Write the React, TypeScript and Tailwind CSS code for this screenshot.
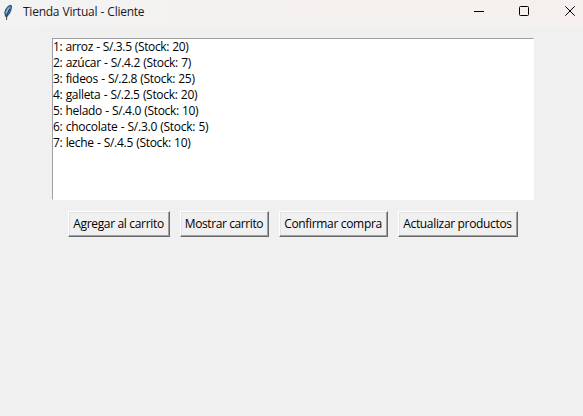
const products = [
  { text: '1: arroz - S/.3.5 (Stock: 20)', spacing: 'tracking-[-0.36px] [word-spacing:0.4px]' },
  { text: '2: azúcar - S/.4.2 (Stock: 7)', spacing: 'tracking-[-0.3px] [word-spacing:0.4px]' },
  { text: '3: fideos - S/.2.8 (Stock: 25)', spacing: 'tracking-[-0.3px] [word-spacing:0.4px]' },
  { text: '4: galleta - S/.2.5 (Stock: 20)', spacing: 'tracking-[-0.3px] [word-spacing:0.4px]' },
  { text: '5: helado - S/.4.0 (Stock: 10)', spacing: 'tracking-[-0.32px] [word-spacing:0.4px]' },
  { text: '6: chocolate - S/.3.0 (Stock: 5)', spacing: 'tracking-[-0.26px] [word-spacing:0.4px]' },
  { text: '7: leche - S/.4.5 (Stock: 10)', spacing: 'tracking-[-0.3px] [word-spacing:0.4px]' },
];

const actions = [
  { label: 'Agregar al carrito', style: 'w-[102px] tracking-[-0.33px]' },
  { label: 'Mostrar carrito', style: 'w-[89px] tracking-[-0.4px]' },
  { label: 'Confirmar compra', style: 'w-[109px] tracking-[-0.33px]' },
  { label: 'Actualizar productos', style: 'w-[120px] tracking-[-0.33px]' },
];

function Feather() {
  return (
    <svg width="16" height="20" viewBox="0 0 16 20" className="shrink-0">
      <path d="M5.5 14.3 4.8 10.5 6 7 8.2 4.2 11 3.2 11.5 5 10.5 9.5 8.7 12.7 6.7 14.6Z" fill="#4a8ad0" stroke="#2b303b" strokeWidth="0.9" />
      <path d="M5.9 10.5 8 6.2 9.7 4.7 8.4 8.4 6.3 12.2Z" fill="#86bdf5" />
      <path d="M9.6 7 6.9 13 6.5 18" fill="none" stroke="#15171c" strokeWidth="0.8" />
    </svg>
  );
}

function TitleBar() {
  return (
    <header className="flex h-[27px] items-start bg-gradient-to-r from-[#f3f3f3] to-[#f5f0ed]">
      <div className="flex h-6 flex-1 items-center">
        <Feather />
        <h1 className="ml-[7px] whitespace-nowrap tracking-[-0.25px] text-[#1a1a1a] [word-spacing:0.4px]">Tienda Virtual - Cliente</h1>
      </div>
      <svg width="113" height="24" viewBox="470 0 113 24" fill="none" stroke="#000">
        <path d="M474 11.5H484" />
        <rect x="519.5" y="6.5" width="9" height="9" rx="1" />
        <path d="m565.3 6.3 9.4 9.4m0-9.4-9.4 9.4" />
      </svg>
    </header>
  );
}

export default function App() {
  return (
    <div className="h-[416px] w-[583px] overflow-hidden bg-[#f0f0f0] font-['Open_Sans','Noto_Sans',sans-serif] text-[12px] leading-4 text-black">
      <TitleBar />
      <main className="flex flex-col pt-[11px]">
        <ul className="ml-[52px] h-[162px] w-[482px] border border-t-[#a0a0a0] border-r-white border-b-white border-l-[#a0a0a0] bg-white">
          {products.map((product) => (
            <li key={product.text} className={`h-4 whitespace-nowrap ${product.spacing}`}>{product.text}</li>
          ))}
        </ul>
        <div className="mt-[11px] ml-[68px] flex gap-[10px]">
          {actions.map((action) => (
            <button
              key={action.label}
              className={`flex h-[26px] items-center justify-center border border-t-white border-r-[#696969] border-b-[#696969] border-l-white pr-px whitespace-nowrap shadow-[inset_-1px_-1px_0_#a0a0a0,inset_1px_1px_0_#e3e3e3] ${action.style}`}
            >
              {action.label}
            </button>
          ))}
        </div>
      </main>
    </div>
  );
}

=====

# Exercise description
Extract every line of the data exactly; pictures stay out.

# Output for this exercise
Write the React, TypeScript and Tailwind CSS code for this screenshot.
const products = [
  { text: '1: arroz - S/.3.5 (Stock: 20)', spacing: 'tracking-[-0.36px] [word-spacing:0.4px]' },
  { text: '2: azúcar - S/.4.2 (Stock: 7)', spacing: 'tracking-[-0.3px] [word-spacing:0.4px]' },
  { text: '3: fideos - S/.2.8 (Stock: 25)', spacing: 'tracking-[-0.3px] [word-spacing:0.4px]' },
  { text: '4: galleta - S/.2.5 (Stock: 20)', spacing: 'tracking-[-0.3px] [word-spacing:0.4px]' },
  { text: '5: helado - S/.4.0 (Stock: 10)', spacing: 'tracking-[-0.32px] [word-spacing:0.4px]' },
  { text: '6: chocolate - S/.3.0 (Stock: 5)', spacing: 'tracking-[-0.26px] [word-spacing:0.4px]' },
  { text: '7: leche - S/.4.5 (Stock: 10)', spacing: 'tracking-[-0.3px] [word-spacing:0.4px]' },
];

const actions = [
  { label: 'Agregar al carrito', style: 'w-[102px] tracking-[-0.33px]' },
  { label: 'Mostrar carrito', style: 'w-[89px] tracking-[-0.4px]' },
  { label: 'Confirmar compra', style: 'w-[109px] tracking-[-0.33px]' },
  { label: 'Actualizar productos', style: 'w-[120px] tracking-[-0.33px]' },
];

function Feather() {
  return (
    <svg width="16" height="20" viewBox="0 0 16 20" className="shrink-0">
      <path d="M5.5 14.3 4.8 10.5 6 7 8.2 4.2 11 3.2 11.5 5 10.5 9.5 8.7 12.7 6.7 14.6Z" fill="#4a8ad0" stroke="#2b303b" strokeWidth="0.9" />
      <path d="M5.9 10.5 8 6.2 9.7 4.7 8.4 8.4 6.3 12.2Z" fill="#86bdf5" />
      <path d="M9.6 7 6.9 13 6.5 18" fill="none" stroke="#15171c" strokeWidth="0.8" />
    </svg>
  );
}

function TitleBar() {
  return (
    <header className="flex h-[27px] items-start bg-gradient-to-r from-[#f3f3f3] to-[#f5f0ed]">
      <div className="flex h-6 flex-1 items-center">
        <Feather />
        <h1 className="ml-[7px] whitespace-nowrap tracking-[-0.25px] text-[#1a1a1a] [word-spacing:0.4px]">Tienda Virtual - Cliente</h1>
      </div>
      <svg width="113" height="24" viewBox="470 0 113 24" fill="none" stroke="#000">
        <path d="M474 11.5H484" />
        <rect x="519.5" y="6.5" width="9" height="9" rx="1" />
        <path d="m565.3 6.3 9.4 9.4m0-9.4-9.4 9.4" />
      </svg>
    </header>
  );
}

export default function App() {
  return (
    <div className="h-[416px] w-[583px] overflow-hidden bg-[#f0f0f0] font-['Open_Sans','Noto_Sans',sans-serif] text-[12px] leading-4 text-black">
      <TitleBar />
      <main className="flex flex-col pt-[11px]">
        <ul className="ml-[52px] h-[162px] w-[482px] border border-t-[#a0a0a0] border-r-white border-b-white border-l-[#a0a0a0] bg-white">
          {products.map((product) => (
            <li key={product.text} className={`h-4 whitespace-nowrap ${product.spacing}`}>{product.text}</li>
          ))}
        </ul>
        <div className="mt-[11px] ml-[68px] flex gap-[10px]">
          {actions.map((action) => (
            <button
              key={action.label}
              className={`flex h-[26px] items-center justify-center border border-t-white border-r-[#696969] border-b-[#696969] border-l-white pr-px whitespace-nowrap shadow-[inset_-1px_-1px_0_#a0a0a0,inset_1px_1px_0_#e3e3e3] ${action.style}`}
            >
              {action.label}
            </button>
          ))}
        </div>
      </main>
    </div>
  );
}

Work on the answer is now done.